[START Provided data]
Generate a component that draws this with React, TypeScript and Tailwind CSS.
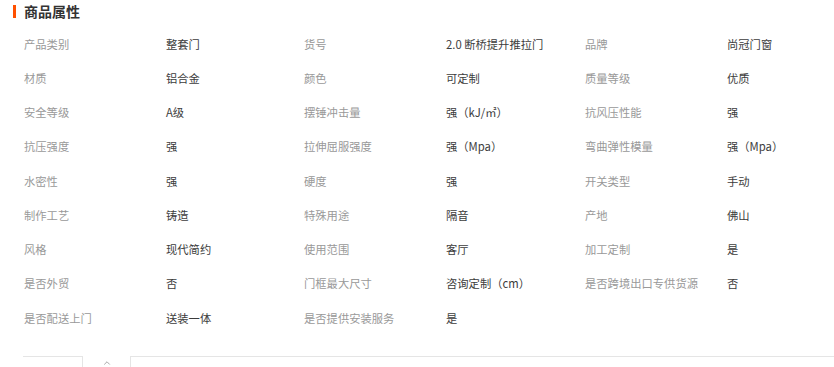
import { ChevronUp } from 'lucide-react'

const attrs: [string, string][] = [
  ['产品类别', '整套门'],
  ['货号', '2.0 断桥提升推拉门'],
  ['品牌', '尚冠门窗'],
  ['材质', '铝合金'],
  ['颜色', '可定制'],
  ['质量等级', '优质'],
  ['安全等级', 'A级'],
  ['摆锤冲击量', '强（kJ/㎡）'],
  ['抗风压性能', '强'],
  ['抗压强度', '强'],
  ['拉伸屈服强度', '强（Mpa）'],
  ['弯曲弹性模量', '强（Mpa）'],
  ['水密性', '强'],
  ['硬度', '强'],
  ['开关类型', '手动'],
  ['制作工艺', '铸造'],
  ['特殊用途', '隔音'],
  ['产地', '佛山'],
  ['风格', '现代简约'],
  ['使用范围', '客厅'],
  ['加工定制', '是'],
  ['是否外贸', '否'],
  ['门框最大尺寸', '咨询定制（cm）'],
  ['是否跨境出口专供货源', '否'],
  ['是否配送上门', '送装一体'],
  ['是否提供安装服务', '是'],
]

export default function App() {
  return (
    <div className="w-[834px] h-[367px] overflow-hidden bg-white font-['Noto_Sans_CJK_SC','Noto_Sans',sans-serif]">
      {/* Title */}
      <div className="flex items-center h-[22px] pl-[13px]">
        <div className="w-[3px] h-[13px] bg-[#ff5000]"></div>
        <h2 className="ml-[8px] text-[14px] font-bold text-[#333] leading-none">商品属性</h2>
      </div>

      {/* Attribute grid */}
      <div className="grid grid-cols-[142px_138px_142px_139px_142px_1fr] pl-[24px] pt-[5px] text-[11.3px]">
        {attrs.map(([k, v]) => (
          <div key={k} className="contents">
            <div className="h-[34.25px] flex items-center text-[#999] whitespace-nowrap">{k}</div>
            <div className="h-[34.25px] flex items-center text-[#3c3c3c] whitespace-nowrap">{v}</div>
          </div>
        ))}
      </div>

      {/* Collapse bar */}
      <div className="flex items-start mt-[21px] h-[20px]">
        <div className="ml-[23px] w-[60px] h-full border-t border-r border-[#e5e5e5]"></div>
        <div className="w-[47px] flex justify-center pt-[2px]">
          <ChevronUp className="w-[10px] h-[10px] text-[#888]" strokeWidth={1.75} />
        </div>
        <div className="flex-1 h-full border-t border-l border-[#e5e5e5]"></div>
      </div>
    </div>
  )
}
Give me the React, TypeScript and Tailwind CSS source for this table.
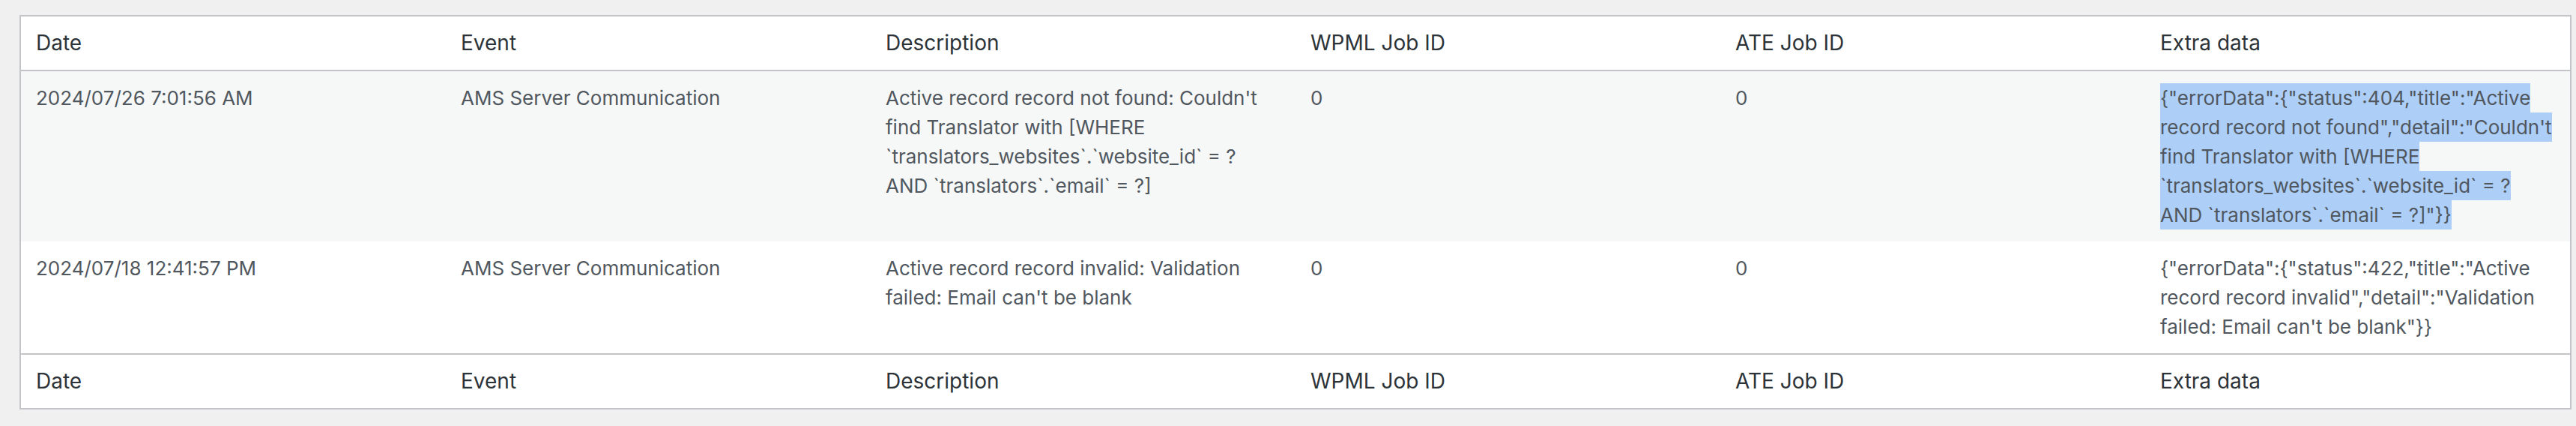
[END Provided data]
→ The exercise:
Transcribe the entries above verbatim, omitting their pictures.

→ Answer to the exercise:
Generate a component that draws this with React, TypeScript and Tailwind CSS.
import { ChevronUp } from 'lucide-react'

const attrs: [string, string][] = [
  ['产品类别', '整套门'],
  ['货号', '2.0 断桥提升推拉门'],
  ['品牌', '尚冠门窗'],
  ['材质', '铝合金'],
  ['颜色', '可定制'],
  ['质量等级', '优质'],
  ['安全等级', 'A级'],
  ['摆锤冲击量', '强（kJ/㎡）'],
  ['抗风压性能', '强'],
  ['抗压强度', '强'],
  ['拉伸屈服强度', '强（Mpa）'],
  ['弯曲弹性模量', '强（Mpa）'],
  ['水密性', '强'],
  ['硬度', '强'],
  ['开关类型', '手动'],
  ['制作工艺', '铸造'],
  ['特殊用途', '隔音'],
  ['产地', '佛山'],
  ['风格', '现代简约'],
  ['使用范围', '客厅'],
  ['加工定制', '是'],
  ['是否外贸', '否'],
  ['门框最大尺寸', '咨询定制（cm）'],
  ['是否跨境出口专供货源', '否'],
  ['是否配送上门', '送装一体'],
  ['是否提供安装服务', '是'],
]

export default function App() {
  return (
    <div className="w-[834px] h-[367px] overflow-hidden bg-white font-['Noto_Sans_CJK_SC','Noto_Sans',sans-serif]">
      {/* Title */}
      <div className="flex items-center h-[22px] pl-[13px]">
        <div className="w-[3px] h-[13px] bg-[#ff5000]"></div>
        <h2 className="ml-[8px] text-[14px] font-bold text-[#333] leading-none">商品属性</h2>
      </div>

      {/* Attribute grid */}
      <div className="grid grid-cols-[142px_138px_142px_139px_142px_1fr] pl-[24px] pt-[5px] text-[11.3px]">
        {attrs.map(([k, v]) => (
          <div key={k} className="contents">
            <div className="h-[34.25px] flex items-center text-[#999] whitespace-nowrap">{k}</div>
            <div className="h-[34.25px] flex items-center text-[#3c3c3c] whitespace-nowrap">{v}</div>
          </div>
        ))}
      </div>

      {/* Collapse bar */}
      <div className="flex items-start mt-[21px] h-[20px]">
        <div className="ml-[23px] w-[60px] h-full border-t border-r border-[#e5e5e5]"></div>
        <div className="w-[47px] flex justify-center pt-[2px]">
          <ChevronUp className="w-[10px] h-[10px] text-[#888]" strokeWidth={1.75} />
        </div>
        <div className="flex-1 h-full border-t border-l border-[#e5e5e5]"></div>
      </div>
    </div>
  )
}
Give me the React, TypeScript and Tailwind CSS source for this table.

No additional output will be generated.